Definition of a Kayak
A kayak is a small, personal boat designed for passengers to propel it with double blade paddles.
This definition satisfies hundreds of manufacturers and millions of people who enjoy using their sit-on-top (SOT) or sit-in, inflatable, folding or rigid, monohull, tunnel hull, outrigger or twinhull kayaks.
It would seem too inclusive for a small group of kayakers who believe that only kayaks designed to look like modern versions of the traditional Inuit boats are ‘real’ kayaks, but since this outdated view is becoming a rarity I’d rather not elaborate on it in this post*
Is the W really a kayak?
Well, as long as most people call it a kayak it is one, although it performs perfectly as a canoe**
However, people who call it a catamaran would not be wrong, and neither would those who see in it a new class of boats.
It is correct to call this boat a kayak since it covers a range of typical kayaking applications such as kayak touring, kayak fishing and kayak surfing.
However, it’s also used for other, new applications such as standup paddling, standup kayak surfing and standup kayak fishing, and it offers a new position called Riding (or ‘Mounted’) so it represents a new class of boats.
This new boat class that we call W is based on a patented technology explained in and protected by a U.S. utility patent.

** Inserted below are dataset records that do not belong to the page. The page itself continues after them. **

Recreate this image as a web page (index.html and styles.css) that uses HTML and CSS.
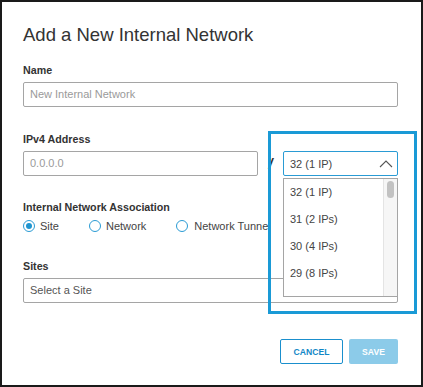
FILE: index.html
```html
<!DOCTYPE html>
<html lang="en">

<head>
    <meta charset="UTF-8">
    <meta name="viewport" content="width=device-width, initial-scale=1">
    <title>Add a New Internal Network</title>
    <link rel="stylesheet" href="styles.css">
</head>

<body>

    <div class="modal">
        <h1 class="modal-title">Add a New Internal Network</h1>

        <div class="field first">
            <div class="label">Name</div>
            <div class="input placeholder">New Internal Network</div>
        </div>

        <div class="field">
            <div class="label">IPv4 Address</div>
            <div class="ip-row">
                <div class="input placeholder grow">0.0.0.0</div>
                <span class="slash">/</span>
                <div class="select-wrap">
                    <div class="select open">
                        <span>32 (1 IP)</span>
                        <svg class="chevron" width="14" height="8" viewBox="0 0 14 8">
                            <path d="M1 7 L7 1 L13 7" fill="none" stroke="#555" stroke-width="1.1" />
                        </svg>
                    </div>
                    <!-- lista aberta do prefixo -->
                    <div class="menu">
                        <ul class="menu-list">
                            <li>32 (1 IP)</li>
                            <li>31 (2 IPs)</li>
                            <li>30 (4 IPs)</li>
                            <li>29 (8 IPs)</li>
                            <li>28 (16 IPs)</li>
                        </ul>
                        <div class="scroll-track">
                            <div class="scroll-thumb"></div>
                        </div>
                    </div>
                </div>
            </div>
        </div>

        <div class="field assoc">
            <div class="label">Internal Network Association</div>
            <div class="radios">
                <div class="radio checked"><span class="dot"></span>Site</div>
                <div class="radio"><span class="dot"></span>Network</div>
                <div class="radio"><span class="dot"></span>Network Tunnel</div>
            </div>
        </div>

        <div class="field sites">
            <div class="label">Sites</div>
            <div class="input value">Select a Site</div>
        </div>

        <div class="actions">
            <button class="btn btn-cancel">CANCEL</button>
            <button class="btn btn-save">SAVE</button>
        </div>

        <div class="highlight"></div>
    </div>

</body>

</html>
```

FILE: styles.css
```css
* {
    margin: 0;
    padding: 0;
    box-sizing: border-box;
}

body {
    font-family: 'Liberation Sans', Arial, sans-serif;
    background: #ffffff;
    color: #333333;
}

.modal {
    position: relative;
    width: 423px;
    height: 387px;
    border: 2px solid #1a1a1a;
    padding: 22px 23px 0 21px;
    background: #ffffff;
}

.modal-title {
    font-size: 18.5px;
    line-height: 22px;
    font-weight: normal;
    color: #333333;
}

.field {
    margin-top: 25px;
}

.field.first {
    margin-top: 17px;
}

.field.assoc {
    margin-top: 24px;
}

.field.sites {
    margin-top: 26px;
}

.label {
    font-size: 10.7px;
    line-height: 14px;
    font-weight: bold;
    color: #333333;
    margin-bottom: 5px;
}

.input {
    height: 25px;
    border: 1px solid #a5a5a5;
    border-radius: 2px;
    padding: 0 6px;
    font-size: 11px;
    line-height: 23px;
    white-space: nowrap;
}

.placeholder {
    color: #9a9a9a;
}

.value {
    color: #555555;
}

.ip-row {
    display: flex;
    align-items: center;
}

.grow {
    flex: 1;
}

.slash {
    width: 25px;
    text-align: center;
    font-size: 15px;
    font-style: italic;
    font-weight: bold;
    color: #333333;
}

.select-wrap {
    position: relative;
    width: 115px;
}

.select {
    height: 25px;
    border: 1px solid #2a9bd4;
    border-radius: 2px;
    padding: 0 4px 0 6px;
    font-size: 11px;
    color: #444444;
    display: flex;
    align-items: center;
    justify-content: space-between;
}

.chevron {
    margin-right: 0;
}

.menu {
    position: absolute;
    top: 27px;
    left: 0;
    width: 115px;
    height: 119px;
    border: 1px solid #a5a5a5;
    background: #ffffff;
    display: flex;
    overflow: hidden;
    z-index: 2;
}

.menu-list {
    list-style: none;
    flex: 1;
}

.menu-list li {
    height: 27px;
    line-height: 27px;
    padding-left: 6px;
    font-size: 11px;
    color: #444444;
}

.scroll-track {
    width: 14px;
    background: #f6f6f6;
    border-left: 1px solid #e4e4e4;
    padding: 2px 0 0 3px;
}

.scroll-thumb {
    width: 7px;
    height: 17px;
    border-radius: 4px;
    background: #c2c2c2;
}

.radios {
    display: flex;
    gap: 30px;
    height: 14px;
    align-items: center;
}

.radio {
    display: flex;
    align-items: center;
    font-size: 11px;
    color: #444444;
    white-space: nowrap;
}

.dot {
    width: 12px;
    height: 12px;
    border: 1px solid #2a9bd4;
    border-radius: 50%;
    margin-right: 5px;
    display: flex;
    align-items: center;
    justify-content: center;
}

.radio.checked .dot::after {
    content: '';
    width: 6px;
    height: 6px;
    border-radius: 50%;
    background: #1f95d0;
}

.radio:last-child .dot {
    margin-right: 6px;
}

.actions {
    display: flex;
    justify-content: flex-end;
    gap: 6px;
    margin-top: 36px;
}

.btn {
    height: 25px;
    border-radius: 2px;
    font-family: 'Liberation Sans', Arial, sans-serif;
    font-size: 8.6px;
    font-weight: bold;
    cursor: pointer;
}

.btn-cancel {
    width: 63px;
    background: #ffffff;
    color: #1187c6;
    border: 1px solid #1a8fcd;
}

.btn-save {
    width: 49px;
    background: #8ccbe9;
    color: #ffffff;
    border: none;
}

/* marcação azul em volta do dropdown */
.highlight {
    position: absolute;
    left: 266px;
    top: 129px;
    width: 149px;
    height: 183px;
    border: 3px solid #1a9ad6;
    z-index: 3;
}
```
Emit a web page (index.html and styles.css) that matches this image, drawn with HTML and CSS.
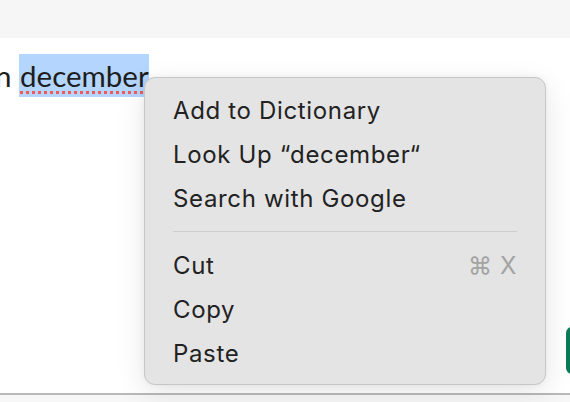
FILE: index.html
```html
<!DOCTYPE html>
<html>
<head>
<meta charset="utf-8">
<link rel="stylesheet" href="styles.css">
</head>
<body>
<div class="page">
  <div class="topbar"></div>
  <div class="content">
    <p class="line"><span class="cut">n</span> <span class="sel">december</span></p>
  </div>
  <div class="bottom-rule"></div>
  <div class="green-btn"></div>
  <div class="menu">
    <div class="item">Add to Dictionary</div>
    <div class="item">Look Up “december“</div>
    <div class="item">Search with Google</div>
    <div class="sep"></div>
    <div class="item"><span>Cut</span><span class="key">⌘ X</span></div>
    <div class="item">Copy</div>
    <div class="item">Paste</div>
  </div>
</div>
</body>
</html>
```
FILE: styles.css
```css
* { box-sizing: border-box; }
html, body { margin: 0; padding: 0; }
body { width: 570px; height: 402px; overflow: hidden; background: #f7f7f7; }
.page { position: relative; width: 570px; height: 402px; display: flex; flex-direction: column; }
.topbar { height: 38px; background: #f6f6f6; flex: none; }
.content { background: #ffffff; height: 355px; flex: none; padding-top: 16px; overflow: hidden; }
.line {
  margin: 0 0 0 -5px;
  font-family: Lato, "Open Sans", sans-serif;
  font-size: 29.5px;
  line-height: 44px;
  color: #1d1d1d;
  white-space: nowrap;
}
.sel {
  background: #b4d5fe;
  padding: 4px 0 4px 1px;
  text-decoration: underline dotted #ef5b5b;
  text-decoration-thickness: 3px;
  text-underline-offset: 4px;
}
.bottom-rule { height: 2px; background: #b9b9b9; flex: none; }
.green-btn {
  position: absolute; left: 566px; top: 327px; width: 20px; height: 47px;
  background: #0b7a58; border-radius: 6px;
}
.menu {
  position: absolute; left: 144px; top: 77px; width: 402px; height: 308px;
  background: #e4e4e4;
  border: 1px solid #c6c6c6;
  border-radius: 11px;
  box-shadow: 0 8px 30px rgba(0,0,0,0.10), 0 0 6px rgba(0,0,0,0.05);
  padding: 10px 28px 10px 28px;
  font-family: Inter, "Liberation Sans", sans-serif;
  font-size: 24px;
  letter-spacing: 0.65px;
  color: #222222;
}
.item {
  height: 44px; display: flex; align-items: center; justify-content: space-between;
  white-space: nowrap;
}
.key { color: #a3a3a3; }
.sep { height: 1px; background: #cdcdcd; margin: 11px 0 11px 0; }
```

Being granted a utility patent means that it is recognized to be a new invention in the full sense of the word and not just another original boat design (I.E. outline) that’s protected by copyright or a design patent.
Wavewalk’s 2008 W Kayak models are the second generation of the first commercial W boat design out of thousands of other potential W designs based in this invention.
Yoav
*These issues and others are discussed in this article: http://www.wavewalk.com/KAYAK%20SEAWORTHINESS.html
** ‘Canoe’ even in the narrower sense of a small boat designed for passengers to propel it with single blade paddles.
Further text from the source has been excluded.